▶ Available records
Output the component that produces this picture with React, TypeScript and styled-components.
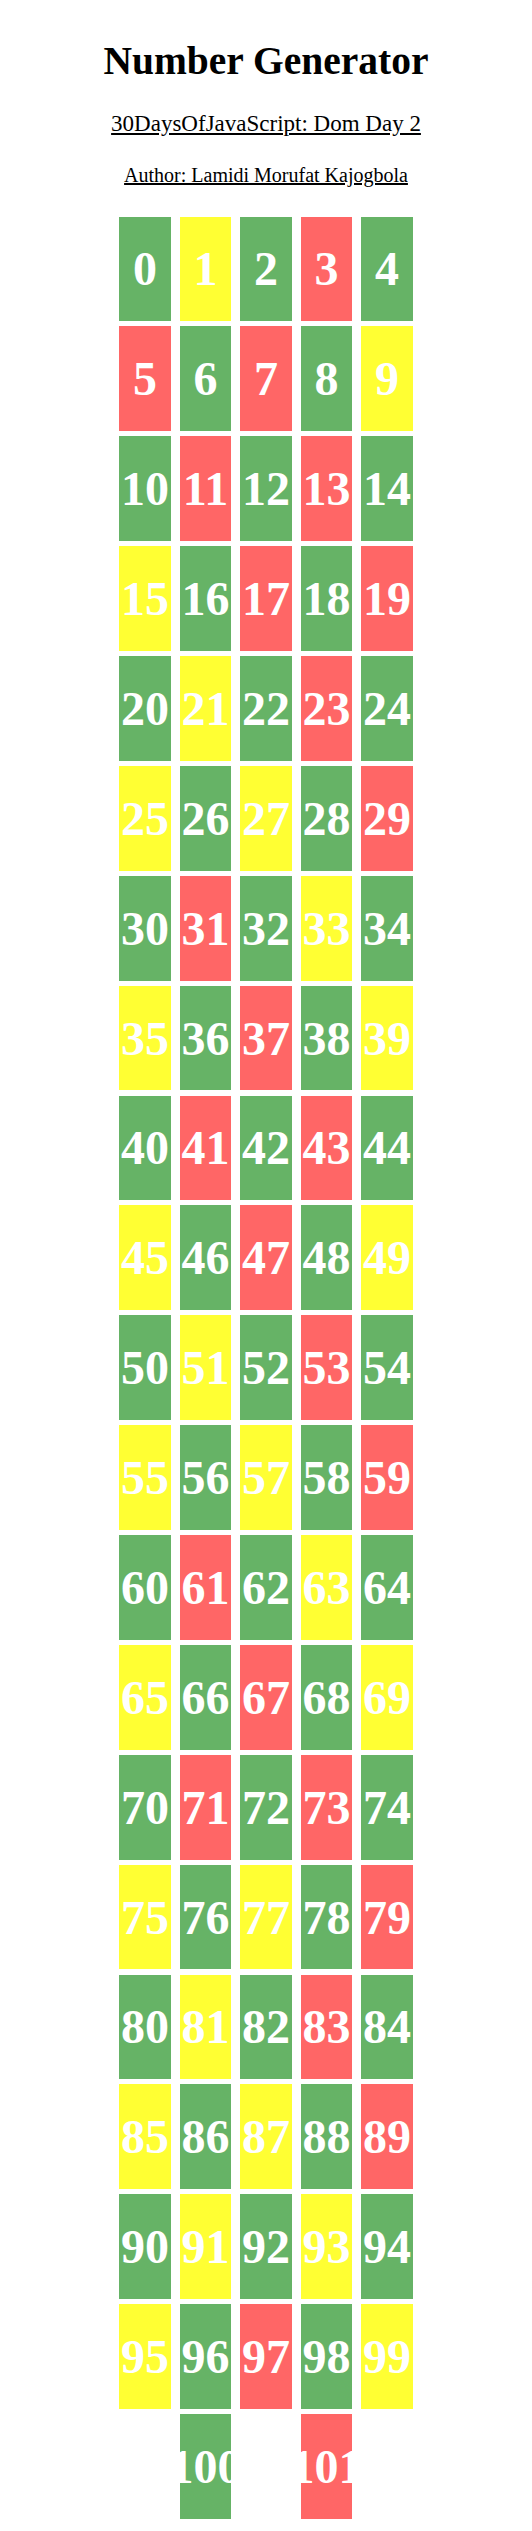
import React from 'react';
import styled, { createGlobalStyle } from 'styled-components';

const GlobalStyle = createGlobalStyle`
    body {
        margin: 0;
        background: #ffffff;
        font-family: "Liberation Serif", "Times New Roman", serif;
    }
`;

const colors = {
    even: '#66b366',
    odd: '#ffff33',
    prime: '#ff6666',
};

const Page = styled.div`
    display: flex;
    flex-direction: column;
    align-items: center;
    padding-top: 39px;
    padding-bottom: 12px;
`;

const Title = styled.h1`
    margin: 0;
    font-size: 39.5px;
    font-weight: bold;
    line-height: 45px;
    color: #000;
`;

const SubTitle = styled.h2`
    margin: 27px 0 0;
    font-size: 23px;
    font-weight: normal;
    line-height: 26px;
    text-decoration: underline;
    color: #000;
`;

const Author = styled.p`
    margin: 27px 0 0;
    font-size: 20px;
    line-height: 23px;
    text-decoration: underline;
    color: #000;
`;

const Numbers = styled.div`
    width: 306px;
    margin-top: 27px;
    display: flex;
    flex-wrap: wrap;
    justify-content: space-evenly;
`;

const NumberBox = styled.div<{ $bg: string }>`
    width: 51.6px;
    height: 104.7px;
    margin: 2.6px;
    background: ${(p) => p.$bg};
    color: #ffffff;
    font-size: 48px;
    font-weight: bold;
    display: flex;
    align-items: center;
    justify-content: center;
    overflow: hidden;
    white-space: nowrap;
`;

const isPrime = (n: number) => {
    if (n < 2) return false;
    for (let i = 2; i * i <= n; i++) {
        if (n % i === 0) return false;
    }
    return true;
};

const colorFor = (n: number) => {
    if (n % 2 === 0) return colors.even;
    if (isPrime(n)) return colors.prime;
    return colors.odd;
};

const numbers = Array.from({ length: 102 }, (_, i) => i);

const App: React.FC = () => {
    return (
        <>
            <GlobalStyle />
            <Page>
                <Title>Number Generator</Title>
                <SubTitle>30DaysOfJavaScript: Dom Day 2</SubTitle>
                <Author>Author: Lamidi Morufat Kajogbola</Author>
                <Numbers>
                    {numbers.map((n) => (
                        <NumberBox key={n} $bg={colorFor(n)}>
                            {n}
                        </NumberBox>
                    ))}
                </Numbers>
            </Page>
        </>
    );
};

export default App;
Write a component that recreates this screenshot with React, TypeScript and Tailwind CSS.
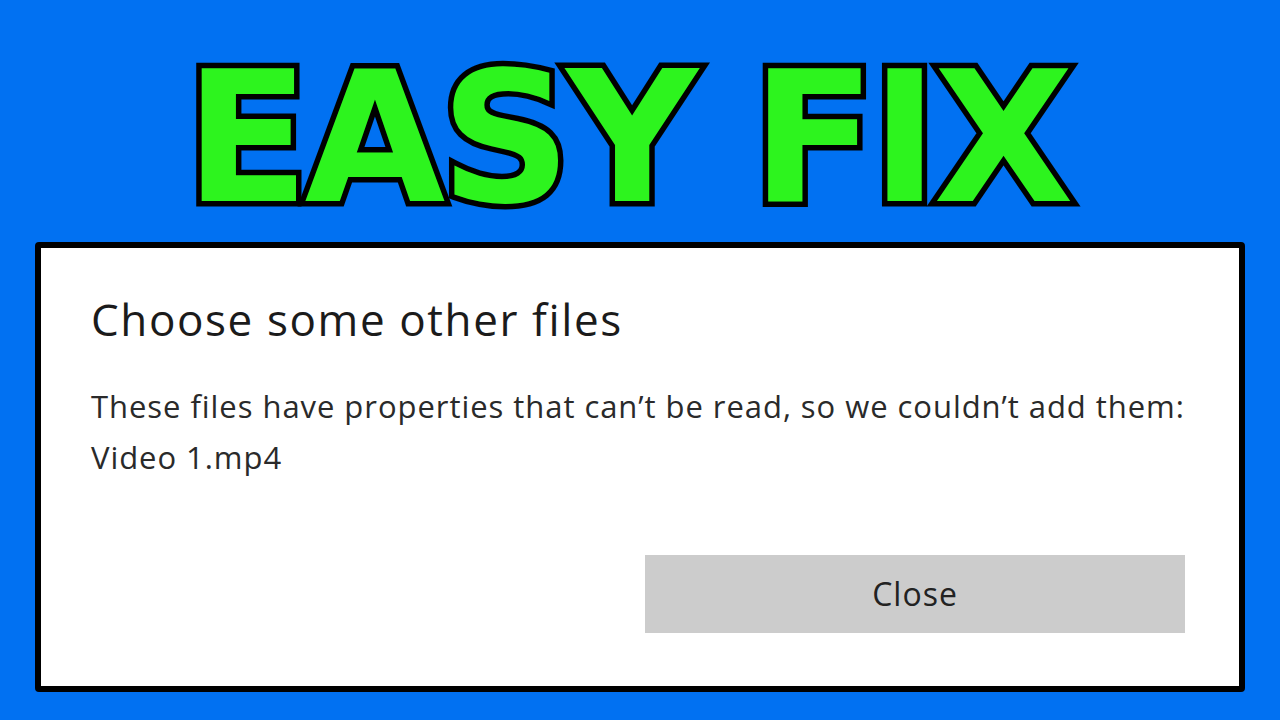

▶ Task goal
Set down all the data again exactly as above, pictures excluded.

▶ Solved problem
Output the component that produces this picture with React, TypeScript and styled-components.
import React from 'react';
import styled, { createGlobalStyle } from 'styled-components';

const GlobalStyle = createGlobalStyle`
    body {
        margin: 0;
        background: #ffffff;
        font-family: "Liberation Serif", "Times New Roman", serif;
    }
`;

const colors = {
    even: '#66b366',
    odd: '#ffff33',
    prime: '#ff6666',
};

const Page = styled.div`
    display: flex;
    flex-direction: column;
    align-items: center;
    padding-top: 39px;
    padding-bottom: 12px;
`;

const Title = styled.h1`
    margin: 0;
    font-size: 39.5px;
    font-weight: bold;
    line-height: 45px;
    color: #000;
`;

const SubTitle = styled.h2`
    margin: 27px 0 0;
    font-size: 23px;
    font-weight: normal;
    line-height: 26px;
    text-decoration: underline;
    color: #000;
`;

const Author = styled.p`
    margin: 27px 0 0;
    font-size: 20px;
    line-height: 23px;
    text-decoration: underline;
    color: #000;
`;

const Numbers = styled.div`
    width: 306px;
    margin-top: 27px;
    display: flex;
    flex-wrap: wrap;
    justify-content: space-evenly;
`;

const NumberBox = styled.div<{ $bg: string }>`
    width: 51.6px;
    height: 104.7px;
    margin: 2.6px;
    background: ${(p) => p.$bg};
    color: #ffffff;
    font-size: 48px;
    font-weight: bold;
    display: flex;
    align-items: center;
    justify-content: center;
    overflow: hidden;
    white-space: nowrap;
`;

const isPrime = (n: number) => {
    if (n < 2) return false;
    for (let i = 2; i * i <= n; i++) {
        if (n % i === 0) return false;
    }
    return true;
};

const colorFor = (n: number) => {
    if (n % 2 === 0) return colors.even;
    if (isPrime(n)) return colors.prime;
    return colors.odd;
};

const numbers = Array.from({ length: 102 }, (_, i) => i);

const App: React.FC = () => {
    return (
        <>
            <GlobalStyle />
            <Page>
                <Title>Number Generator</Title>
                <SubTitle>30DaysOfJavaScript: Dom Day 2</SubTitle>
                <Author>Author: Lamidi Morufat Kajogbola</Author>
                <Numbers>
                    {numbers.map((n) => (
                        <NumberBox key={n} $bg={colorFor(n)}>
                            {n}
                        </NumberBox>
                    ))}
                </Numbers>
            </Page>
        </>
    );
};

export default App;
Write a component that recreates this screenshot with React, TypeScript and Tailwind CSS.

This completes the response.